Vor der Verweigerung von »The Fragile“ waren NIN schließlich mindestens zu der
Zeit, in der 14-Jährige auf Klassenfahrt »I want to fuck you like an animal»
sangen, eine astreine Single-Band. Der Erfolg der Band basiert doch wirklich
darauf, dass die Musik in den besten Momenten ganz unmittelbar Popmusik ist,
die aber einen überdurchschnittlichen Mehrwert anbietet. Die Wirkung dieses
Mehrwertes scheint wiederum Reznor selbst zu unterschätzen. Es wird genügend
Leute geben, die auch gegen ein dreistündiges Album nicht viel einzuwenden
gehabt hätten.
Die
Geschichte dieser Band bleibt aber deswegen interessant, weil »With Teeth« für
ein neues NIN-Album geradezu minimalistisch wirkt. Natürlich gibt es immer noch
reichlich feinstes, peitschendes Geknüppel. Darüber und drum herum geht die
Rechenleistung einer gut sortierten Computersammlung jedoch eine dermaßen
organische Verbindung ein, dass man irgendwo im Hinterzimmer The Notwist
vermutet.
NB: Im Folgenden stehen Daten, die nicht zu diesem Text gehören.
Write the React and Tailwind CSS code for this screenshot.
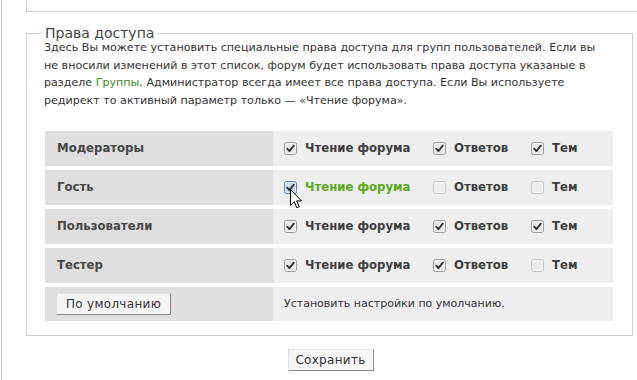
import React from "react";

function Box({ state }) {
  const stroke = state === "hover" ? "#5b7fbf" : state === "off" ? "#c6c6c6" : "#9c9c9c";
  const fill = state === "hover" ? "#c9d9f2" : state === "off" ? "#ececec" : "#e9e9e9";
  return (
    <svg width="13" height="13" viewBox="0 0 13 13" className="shrink-0">
      <rect x="0.5" y="0.5" width="12" height="12" rx="2" fill={fill} stroke={stroke} />
      <rect x="1.5" y="1.5" width="10" height="10" rx="1.5" fill="none" stroke="#f6f6f6" strokeOpacity="0.7" />
      {state !== "off" && (
        <path d="M3.2 6.6 L5.4 9.1 L9.8 3.6" fill="none" stroke="#2f2f2f" strokeWidth="1.8" strokeLinecap="round" strokeLinejoin="round" />
      )}
    </svg>
  );
}

function Check({ state, label, green, w }) {
  return (
    <div className={"flex items-center gap-[8px] " + w}>
      <Box state={state} />
      <span className={green ? "text-[#58a81c]" : "text-[#3d3d3d]"}>{label}</span>
    </div>
  );
}

const rows = [
  { name: "Модераторы", s: ["on", "on", "on"] },
  { name: "Гость", s: ["hover", "off", "off"], green: true },
  { name: "Пользователи", s: ["on", "on", "on"] },
  { name: "Тестер", s: ["on", "on", "off"] },
];

export default function App() {
  return (
    <div className="relative w-[637px] h-[380px] bg-white overflow-hidden text-[#333] font-['DejaVu_Sans',sans-serif]">
      <div className="flex h-full">
        <div className="ml-px w-px bg-[#cfcfcf]" />
        <div className="ml-[24px] flex-1 flex flex-col">
          <div className="h-[12px] border-l border-b border-[#cccccc]" />
          <fieldset className="mt-[14px] w-[607px] border border-[#cccccc] px-[17px] pb-[14px]">
            <legend className="ml-[-3px] px-[4px] text-[14px] leading-[14px] text-[#444] font-normal">
              Права доступа
            </legend>
            <p className="mt-[-1px] text-[11.1px] leading-[17.7px] whitespace-nowrap text-[#333]">
              Здесь Вы можете установить специальные права доступа для групп пользователей. Если вы
              <br />
              не вносили изменений в этот список, форум будет использовать права доступа указаные в
              <br />
              разделе <span className="text-[#3f8a1a]">Группы</span>. Администратор всегда имеет все права доступа. Если Вы используете
              <br />
              редирект то активный параметр только — «Чтение форума».
            </p>
            <div className="mt-[21px] ml-px grid grid-cols-[228px_340px] gap-y-[4px]">
              {rows.map((r) => (
                <React.Fragment key={r.name}>
                  <div className="h-[35px] bg-[#dfdfdf] pl-[12px] flex items-center text-[11.7px] font-bold text-[#454545]">
                    {r.name}
                  </div>
                  <div className="h-[35px] bg-[#eeeeee] pl-[11px] flex items-center text-[11.7px] font-bold">
                    <Check state={r.s[0]} label="Чтение форума" green={r.green} w="w-[149px]" />
                    <Check state={r.s[1]} label="Ответов" w="w-[98px]" />
                    <Check state={r.s[2]} label="Тем" w="" />
                  </div>
                </React.Fragment>
              ))}
              <div className="h-[34px] bg-[#dfdfdf] pl-[11px] flex items-center">
                <button className="h-[22px] w-[115px] bg-[#f5f5f5] border border-[#e2e2e2] border-r-[#8a8a8a] border-b-[#8a8a8a] text-[12px] text-[#333] leading-none tracking-[0.3px]">
                  По умолчанию
                </button>
              </div>
              <div className="h-[34px] bg-[#eeeeee] pl-[11px] flex items-center text-[11px] text-[#333]">
                Установить настройки по умолчанию.
              </div>
            </div>
          </fieldset>
          <div className="w-[607px] flex justify-center mt-[13px] pl-[2px]">
            <button className="h-[22px] w-[86px] bg-[#f5f5f5] border border-[#e2e2e2] border-r-[#8a8a8a] border-b-[#8a8a8a] text-[12px] text-[#333] leading-none tracking-[0.3px]">
              Сохранить
            </button>
          </div>
        </div>
      </div>
      <svg className="absolute left-[290px] top-[189px]" width="13" height="21" viewBox="0 0 13 21">
        <path d="M0.5 0.5 L0.5 16.5 L4.3 12.8 L6.8 18.7 L9.2 17.7 L6.7 11.9 L11.5 11.9 Z" fill="#fff" stroke="#000" strokeWidth="1" strokeLinejoin="miter" />
      </svg>
    </div>
  );
}
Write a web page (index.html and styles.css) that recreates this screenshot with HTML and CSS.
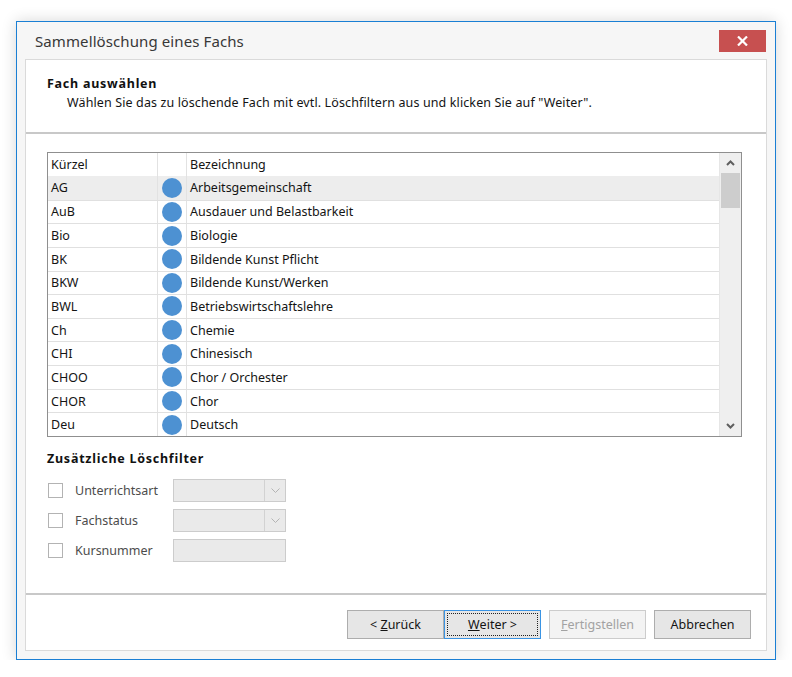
FILE: index.html
```html
<!DOCTYPE html>
<html lang="de">
<head>
    <meta charset="UTF-8">
    <title>Sammellöschung eines Fachs</title>
    <link rel="stylesheet" href="styles.css">
</head>
<body>
    <div class="window">
        <div class="titlebar">
            <span class="title">Sammellöschung eines Fachs</span>
            <button class="close">
                <svg width="11" height="10" viewBox="0 0 11 10"><path d="M1 0.5 L10 9.5 M10 0.5 L1 9.5" stroke="#fff" stroke-width="2.2" fill="none"/></svg>
            </button>
        </div>

        <div class="panel">
            <div class="header">
                <div class="header-title">Fach auswählen</div>
                <div class="header-text">Wählen Sie das zu löschende Fach mit evtl. Löschfiltern aus und klicken Sie auf "Weiter".</div>
            </div>

            <div class="content">
                <div class="grid">
                    <div class="grid-main">
                        <div class="row head"><div class="c-code">Kürzel</div><div class="c-icon"></div><div class="c-name">Bezeichnung</div></div>
                        <div class="row selected"><div class="c-code">AG</div><div class="c-icon"><span class="dot"></span></div><div class="c-name">Arbeitsgemeinschaft</div></div>
                        <div class="row"><div class="c-code">AuB</div><div class="c-icon"><span class="dot"></span></div><div class="c-name">Ausdauer und Belastbarkeit</div></div>
                        <div class="row"><div class="c-code">Bio</div><div class="c-icon"><span class="dot"></span></div><div class="c-name">Biologie</div></div>
                        <div class="row"><div class="c-code">BK</div><div class="c-icon"><span class="dot"></span></div><div class="c-name">Bildende Kunst Pflicht</div></div>
                        <div class="row"><div class="c-code">BKW</div><div class="c-icon"><span class="dot"></span></div><div class="c-name">Bildende Kunst/Werken</div></div>
                        <div class="row"><div class="c-code">BWL</div><div class="c-icon"><span class="dot"></span></div><div class="c-name">Betriebswirtschaftslehre</div></div>
                        <div class="row"><div class="c-code">Ch</div><div class="c-icon"><span class="dot"></span></div><div class="c-name">Chemie</div></div>
                        <div class="row"><div class="c-code">CHI</div><div class="c-icon"><span class="dot"></span></div><div class="c-name">Chinesisch</div></div>
                        <div class="row"><div class="c-code">CHOO</div><div class="c-icon"><span class="dot"></span></div><div class="c-name">Chor / Orchester</div></div>
                        <div class="row"><div class="c-code">CHOR</div><div class="c-icon"><span class="dot"></span></div><div class="c-name">Chor</div></div>
                        <div class="row"><div class="c-code">Deu</div><div class="c-icon"><span class="dot"></span></div><div class="c-name">Deutsch</div></div>
                    </div>
                    <div class="scrollbar">
                        <div class="sb-btn">
                            <svg width="9" height="6" viewBox="0 0 9 6"><path d="M1 5 L4.5 1.5 L8 5" stroke="#5f5f5f" stroke-width="2" fill="none"/></svg>
                        </div>
                        <div class="sb-thumb"></div>
                        <div class="sb-track"></div>
                        <div class="sb-btn">
                            <svg width="9" height="6" viewBox="0 0 9 6"><path d="M1 1 L4.5 4.5 L8 1" stroke="#5f5f5f" stroke-width="2" fill="none"/></svg>
                        </div>
                    </div>
                </div>

                <div class="filters">
                    <div class="filters-title">Zusätzliche Löschfilter</div>
                    <div class="filter-row">
                        <span class="check"></span>
                        <span class="filter-label">Unterrichtsart</span>
                        <span class="combo"><span class="combo-btn"><svg width="9" height="5" viewBox="0 0 9 5"><path d="M0.5 0.5 L4.5 4.5 L8.5 0.5" stroke="#b4b4b4" stroke-width="1" fill="none"/></svg></span></span>
                    </div>
                    <div class="filter-row">
                        <span class="check"></span>
                        <span class="filter-label">Fachstatus</span>
                        <span class="combo"><span class="combo-btn"><svg width="9" height="5" viewBox="0 0 9 5"><path d="M0.5 0.5 L4.5 4.5 L8.5 0.5" stroke="#b4b4b4" stroke-width="1" fill="none"/></svg></span></span>
                    </div>
                    <div class="filter-row">
                        <span class="check"></span>
                        <span class="filter-label">Kursnummer</span>
                        <span class="combo"></span>
                    </div>
                </div>
            </div>

            <div class="buttons">
                <button class="btn">&lt; <u>Z</u>urück</button>
                <button class="btn focused"><span class="focus-ring"><u>W</u>eiter &gt;</span></button>
                <button class="btn disabled"><u>F</u>ertigstellen</button>
                <button class="btn">Abbrechen</button>
            </div>
        </div>
    </div>
</body>
</html>
```

FILE: styles.css
```css
* {
    box-sizing: border-box;
}

body {
    margin: 0;
    background: #ffffff;
    font-family: "Noto Sans", "Open Sans", sans-serif;
    font-size: 12.5px;
    color: #141414;
}

.window {
    margin: 21px 0 0 16px;
    width: 760px;
    height: 639px;
    border: 1px solid #1a7fd4;
    background: #f6f6f6;
    display: flex;
    flex-direction: column;
    box-shadow: 0 0 14px rgba(0, 0, 0, 0.16);
}

.titlebar {
    height: 37px;
    display: flex;
    align-items: center;
    justify-content: space-between;
    padding: 0 9px 0 18px;
}

.title {
    font-size: 15px;
    letter-spacing: 0.1px;
    color: #383838;
}

.close {
    width: 47px;
    height: 22px;
    border: 0;
    padding: 0;
    background: #c75050;
    display: flex;
    align-items: center;
    justify-content: center;
}

.panel {
    flex: 1;
    margin: 0 8px 8px;
    background: #ffffff;
    border: 1px solid #dadada;
    display: flex;
    flex-direction: column;
}

.header {
    height: 74px;
    padding: 16px 0 0 21px;
    border-bottom: 2px solid #c8c8c8;
    line-height: 16px;
}

.header-title {
    font-weight: bold;
    letter-spacing: 0.75px;
    color: #111;
    margin-bottom: 3px;
}

.header-text {
    padding-left: 20px;
    letter-spacing: 0.12px;
}

.content {
    flex: 1;
    padding: 18px 24px 0 21px;
    border-bottom: 2px solid #c8c8c8;
}

/* Tabelle */
.grid {
    display: flex;
    height: 285px;
    border: 1px solid #8f8f8f;
}

.grid-main {
    flex: 1;
    display: grid;
    grid-template-rows: 23px repeat(11, 1fr);
    border-right: 1px solid #e6e6e6;
}

.row {
    display: flex;
    align-items: stretch;
    border-top: 1px solid #e0e0e0;
}

.row.head,
.row.selected {
    border-top: 0;
}

.row.selected {
    background: #ededed;
}

.row > div {
    display: flex;
    align-items: center;
    padding-left: 3px;
    border-right: 1px solid #e2e2e2;
}

.c-code {
    width: 110px;
}

.row > .c-icon {
    width: 29px;
    padding-left: 0;
    justify-content: center;
}

.row > .c-name {
    flex: 1;
    border-right: 0;
}

.dot {
    width: 20px;
    height: 20px;
    border-radius: 50%;
    background: #4d91d2;
}

.scrollbar {
    width: 21px;
    background: #efefef;
    display: flex;
    flex-direction: column;
}

.sb-btn {
    height: 20px;
    display: flex;
    align-items: center;
    justify-content: center;
}

.sb-thumb {
    height: 35px;
    margin: 0 1px;
    background: #cdcdcd;
}

.sb-track {
    flex: 1;
}

/* Filter */
.filters-title {
    margin-top: 14px;
    line-height: 16px;
    font-weight: bold;
    letter-spacing: 0.75px;
    color: #111;
}

.filter-row {
    display: flex;
    align-items: center;
    height: 23px;
    margin-top: 7px;
}

.filters-title + .filter-row {
    margin-top: 12px;
}

.check {
    width: 15px;
    height: 15px;
    margin-left: 1px;
    border: 1px solid #b3b3b3;
    background: #fff;
}

.filter-label {
    width: 98px;
    margin-left: 12px;
    color: #4c4c4c;
}

.combo {
    width: 113px;
    height: 23px;
    border: 1px solid #cccccc;
    background: #eaeaea;
    display: flex;
    justify-content: flex-end;
}

.combo-btn {
    width: 21px;
    border-left: 1px solid #d2d2d2;
    display: flex;
    align-items: center;
    justify-content: center;
}

/* Schaltflächen */
.buttons {
    height: 55px;
    display: flex;
    justify-content: flex-end;
    align-items: flex-start;
    padding: 15px 15px 0 0;
}

.btn {
    width: 97px;
    height: 29px;
    margin-left: 8px;
    padding: 0;
    border: 1px solid #adadad;
    background: #e6e6e6;
    font-family: inherit;
    font-size: 12.5px;
    color: #141414;
}

.btn.focused {
    margin-left: 0;
    border-color: #3a94e4;
    padding: 2px;
}

.focus-ring {
    display: flex;
    align-items: center;
    justify-content: center;
    height: 100%;
    border: 1px dotted #222;
}

.btn.disabled {
    background: #f3f3f3;
    border-color: #cccccc;
    color: #a2a2a2;
}
```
Oder, anders gesagt: Das Beachtliche an den neuen Nine lnch Nails
ist, dass die Dichte der hohlen Gesten drastisch reduziert wird und an den
freien Stellen etwas passiert, was das z.B. in der Motherboard-Kolumne dieses Heftes
musikalisch Verhandelte nicht einfach einkauft, sondern aus dem eigenen Wissen
und Erfahrungsschatz heraus aufbaut. Trent Reznor schaut den musikalischen
Entwicklungen noch immer nicht hinterher, sondern bleibt gewillt, sie
mitzugestalten. Und ungemein erfolgreich damit zu bleiben. Das kann man
durchaus einfach genießen. Wenn man dazu jedoch nicht bereit ist, und wenn
schon Johnny Cash nicht mehr lebt, um den Zweiflern zu beweisen, was für ein
toller Song etwa »Everything Where lt Belongs« ist, dann wird die Entwicklung
dieses Künstlers angesichts der kultischen Verehrung, die ihm bislang zuteil
geworden ist, nichtsdestotrotz spannend zu beobachten sein, während er älter
wird.
„With Teeth“
von Nine Inch Nails ist bereits bei Interscope/Universal erschienen. David
Fincher („Fight Club“, „Sieben“) hat bereits Ende April das Video zur zweiten
Single „Only“ abgedreht. Neben den Dresden Dolls wird auch Saul Williams bei
einigen Konzerten der NIN-Europa-Tour das Vorprogramm bestreiten.